À Radio-Canada, « ils se comportent comme une entreprise privée qui concurrence d’autres entreprises privées, mais avec un immense gâteau qui arrive directement des fonds publics, lance Pierre Trudel, professeur à la faculté de droit de l’Université de Montréal qui s’intéresse de près aux médias. Pendant qu’ils font ça, ils ne s’occupent pas de faire ce que doit faire un service public, c’est-à-dire d’être innovateur, travailler dans des secteurs créatifs émergents et investir dans la recherche ».

L’analyse de Pierre Trudel fait écho aux propos qu’a tenus Denis Dubois, vice-président aux contenus originaux de Québecor, à mon collègue Marc-André Lemieux et qu’il a repris lors du congrès de l’Association québécoise des productions médiatiques (AQPM) ce printemps. Des sorties qui ont ravivé le débat sur le mandat d’un diffuseur public comme Radio-Canada, particulièrement celui de sa télévision.

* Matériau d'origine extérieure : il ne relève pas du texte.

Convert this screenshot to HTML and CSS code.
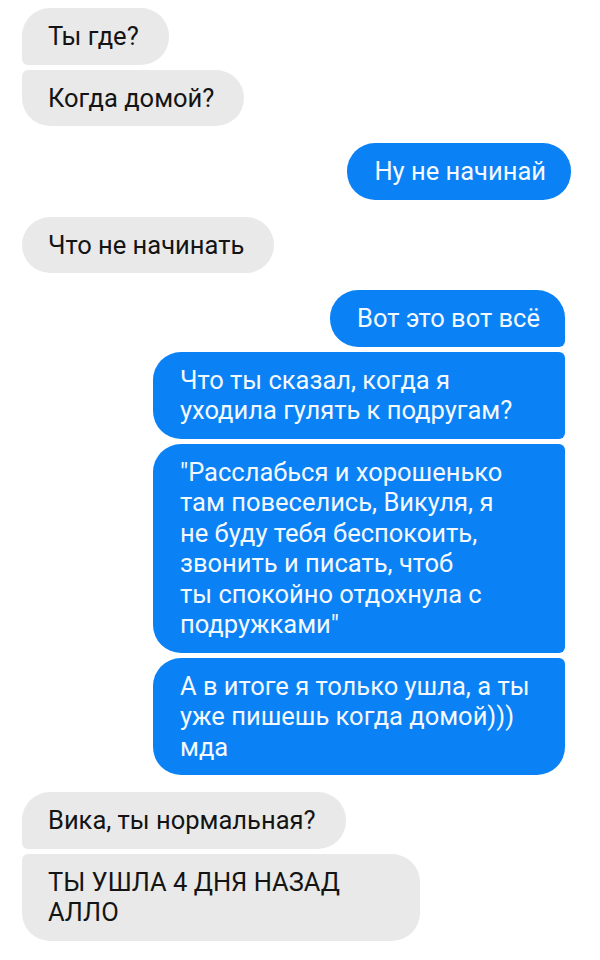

Si on veut protéger les chaînes privées qui tentent de combattre le raz-de-marée des plateformes numériques étrangères, les diffuseurs publics devraient abandonner leurs revenus publicitaires et composer avec des fonds publics accrus, a déclaré en substance Denis Dubois. Cela n’a rien à voir avec la position du chef conservateur, Pierre Poilievre, qui menace carrément de sabrer les budgets de la CBC s’il est élu.

Lisez notre entretien avec Denis Dubois

Denis Dubois, dont le mandat vient à échéance dans quelques semaines, pense également que Radio-Canada devrait cesser de se prêter au jeu des cotes d’écoute et concentrer ses énergies sur du contenu plus « niché ». « Un diffuseur public ne devrait jamais faire compétition au privé. Il devrait agir en soutien […] Véronique Cloutier a l’ADN de TVA. C’est à TVA qu’elle devrait être. »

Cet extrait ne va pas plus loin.